Two creeeeepy sex/relationship stories:
The first one is actually pretty old, but I just came across it. It’s on Salon, and thus requires you to watch an ad to get full access to it, but it’s worth it for the weirdness. It’s about Real Dolls, the Cadillacs of sex dolls, and the men who love them.
I don’t find the existence of men who will pay $6500 for realistic sex dolls all that surprising or disturbing. In human history, there have probably never been as many rich young men who couldn’t get a date to save their lives as there are now. (Admittedly, such people don’t seem very likable; in particular, “Davecat,” the goth who not only calls his Real Doll his “girlfriend” but also says she’s half-British and half-Japanese, and who himself adds affected British expressions to his speech, seems like a tool of the first order.) It’s the fringe stories, mentioned in the article, that get me: the guy who wanted one made of his mother, the Real Doll that was found hacked up in a Dumpster.

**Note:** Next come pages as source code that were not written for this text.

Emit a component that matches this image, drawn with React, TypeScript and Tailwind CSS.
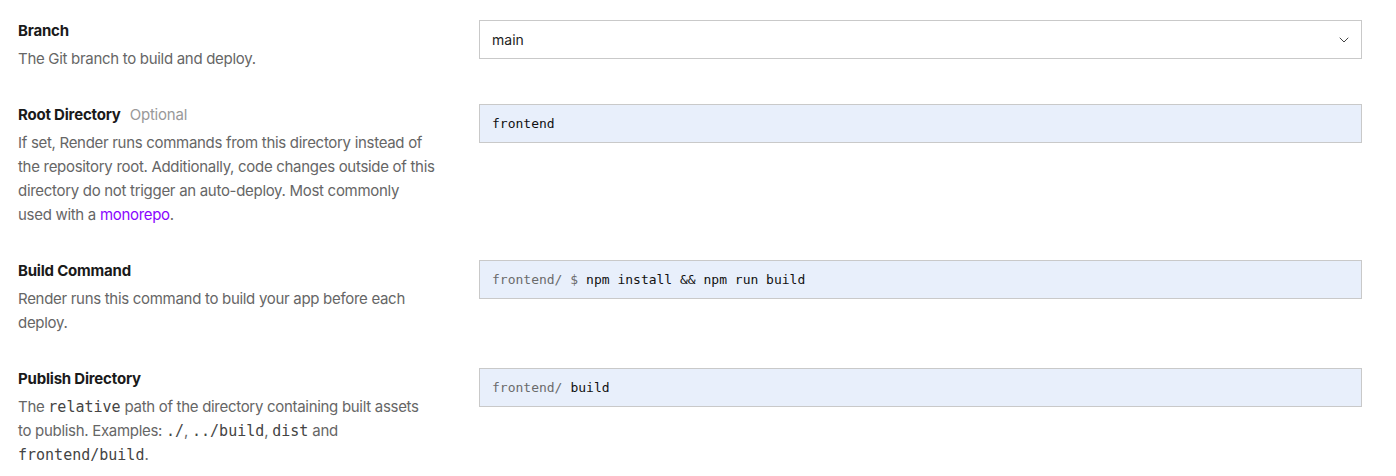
import { ChevronDown } from "lucide-react"
import type { ReactNode } from "react"

const sans = { fontFamily: "Inter, 'Noto Sans', sans-serif" }

function Code({ children }: { children: ReactNode }) {
  return <code className="font-['DejaVu_Sans_Mono',monospace] text-[15px] tracking-normal text-[#444]">{children}</code>
}

interface FieldProps {
  title: string
  optional?: boolean
  children: ReactNode
  control: ReactNode
}

function Field({ title, optional, children, control }: FieldProps) {
  return (
    <div className="grid grid-cols-[419px_1fr] gap-[42px]">
      <div>
        <div className="text-[15px] font-bold leading-6 tracking-[-0.2px] text-[#1a1a1a]">
          {title}
          {optional && <span className="ml-[9px] font-normal text-[#999]">Optional</span>}
        </div>
        <p className="mt-1 text-[15px] leading-6 tracking-[-0.3px] text-[#666]">{children}</p>
      </div>
      <div className="pt-[1px]">{control}</div>
    </div>
  )
}

function MonoInput({ prefix, value }: { prefix?: string; value: string }) {
  return (
    <div className="flex h-[39px] items-center border border-[#c9c9c9] bg-[#e8effb] px-3 font-['DejaVu_Sans_Mono',monospace] text-[13px] text-[#111]">
      {prefix && <span className="mr-[8px] whitespace-pre text-[#6b6b6b]">{prefix}</span>}
      <span className="whitespace-pre">{value}</span>
    </div>
  )
}

export default function App() {
  return (
    <div className="flex min-h-screen flex-col gap-8 bg-white pb-8 pl-[18px] pr-[34px] pt-[19px]" style={sans}>
      <Field
        title="Branch"
        control={
          <div className="flex h-[39px] items-center justify-between border border-[#c9c9c9] bg-white pl-3 pr-[9px] text-[14px] text-[#222]">
            <span>main</span>
            <ChevronDown size={16} strokeWidth={1.5} className="text-[#444]" />
          </div>
        }
      >
        The Git branch to build and deploy.
      </Field>

      <Field title="Root Directory" optional control={<MonoInput value="frontend" />}>
        If set, Render runs commands from this directory instead of the repository root. Additionally, code changes
        outside of this directory do not trigger an auto-deploy. Most commonly used&nbsp;with a{" "}
        <a href="#" className="text-[#8a05ff]">
          monorepo
        </a>
        .
      </Field>

      <Field title="Build Command" control={<MonoInput prefix="frontend/ $" value="npm install && npm run build" />}>
        Render runs this command to build your app before each deploy.
      </Field>

      <Field title="Publish Directory" control={<MonoInput prefix="frontend/" value="build" />}>
        The <Code>relative</Code> path of the directory containing built assets to&nbsp;publish. Examples:{" "}
        <Code>./</Code>, <Code>../build</Code>, <Code>dist</Code> and <Code>frontend/build</Code>.
      </Field>
    </div>
  )
}
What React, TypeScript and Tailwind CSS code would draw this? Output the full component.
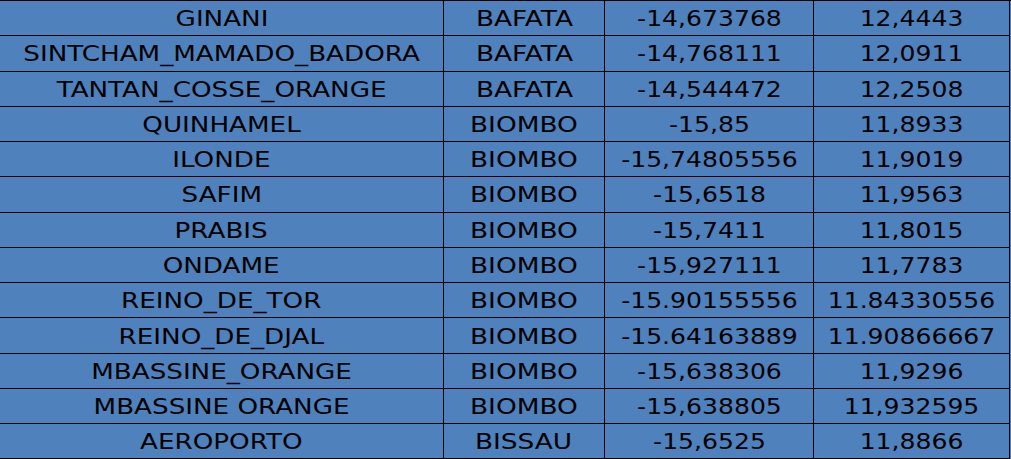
type Site = {
  name: string;
  region: string;
  lon: string;
  lat: string;
};

const sites: Site[] = [
  { name: "GINANI", region: "BAFATA", lon: "-14,673768", lat: "12,4443" },
  { name: "SINTCHAM_MAMADO_BADORA", region: "BAFATA", lon: "-14,768111", lat: "12,0911" },
  { name: "TANTAN_COSSE_ORANGE", region: "BAFATA", lon: "-14,544472", lat: "12,2508" },
  { name: "QUINHAMEL", region: "BIOMBO", lon: "-15,85", lat: "11,8933" },
  { name: "ILONDE", region: "BIOMBO", lon: "-15,74805556", lat: "11,9019" },
  { name: "SAFIM", region: "BIOMBO", lon: "-15,6518", lat: "11,9563" },
  { name: "PRABIS", region: "BIOMBO", lon: "-15,7411", lat: "11,8015" },
  { name: "ONDAME", region: "BIOMBO", lon: "-15,927111", lat: "11,7783" },
  { name: "REINO_DE_TOR", region: "BIOMBO", lon: "-15.90155556", lat: "11.84330556" },
  { name: "REINO_DE_DJAL", region: "BIOMBO", lon: "-15.64163889", lat: "11.90866667" },
  { name: "MBASSINE_ORANGE", region: "BIOMBO", lon: "-15,638306", lat: "11,9296" },
  { name: "MBASSINE ORANGE", region: "BIOMBO", lon: "-15,638805", lat: "11,932595" },
  { name: "AEROPORTO", region: "BISSAU", lon: "-15,6525", lat: "11,8866" },
];

const cell =
  "flex items-center justify-center border-r border-b border-black pt-[2px] whitespace-nowrap";

// DejaVu is narrower than the sheet's Verdana, so widen the glyphs a bit
function SiteRow({ site }: { site: Site }) {
  return (
    <div className="grid h-[35.27px] grid-cols-[444px_161px_209px_196px]">
      <div className={cell}>
        <span className="inline-block scale-x-[1.19]">{site.name}</span>
      </div>
      <div className={cell}>
        <span className="inline-block scale-x-[1.2]">{site.region}</span>
      </div>
      <div className={cell}>
        <span className="inline-block scale-x-[1.14]">{site.lon}</span>
      </div>
      <div className={cell}>
        <span className="inline-block scale-x-[1.14]">{site.lat}</span>
      </div>
    </div>
  );
}

export default function App() {
  return (
    <div
      className="h-[459px] w-[1011px] overflow-hidden border-t border-black bg-[#4f81bd] text-[22px] leading-none text-black"
      style={{ fontFamily: '"DejaVu Sans", Verdana, sans-serif' }}
    >
      {sites.map((site) => (
        <SiteRow key={site.name} site={site} />
      ))}
    </div>
  );
}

I’m not against the manufacture and sale of these things, but it does wig me out that a lot of men who already see women as possessions or sex toys can now buy proof of this.
The other story is less ambiguously repulsive. This guy, accused of trying to kidnap his own wife (and of child pornography, apparently?), seems to be a mite controlling, as seen in the four-page wedding contract he drew up, dictating exactly what she had to do for him and complete with a system of merits and demerits. A consensual sex slave relationship is one thing, but this seems to be just a document he unilaterally wrote up and presented to her. Rather than signing it, she turned it over to the police, and now all of us can read it and wonder at what manhole people like this crawl out of. Warning: contract begins with specification of amount of pubic hair allowable above wife’s “vaginal slit.”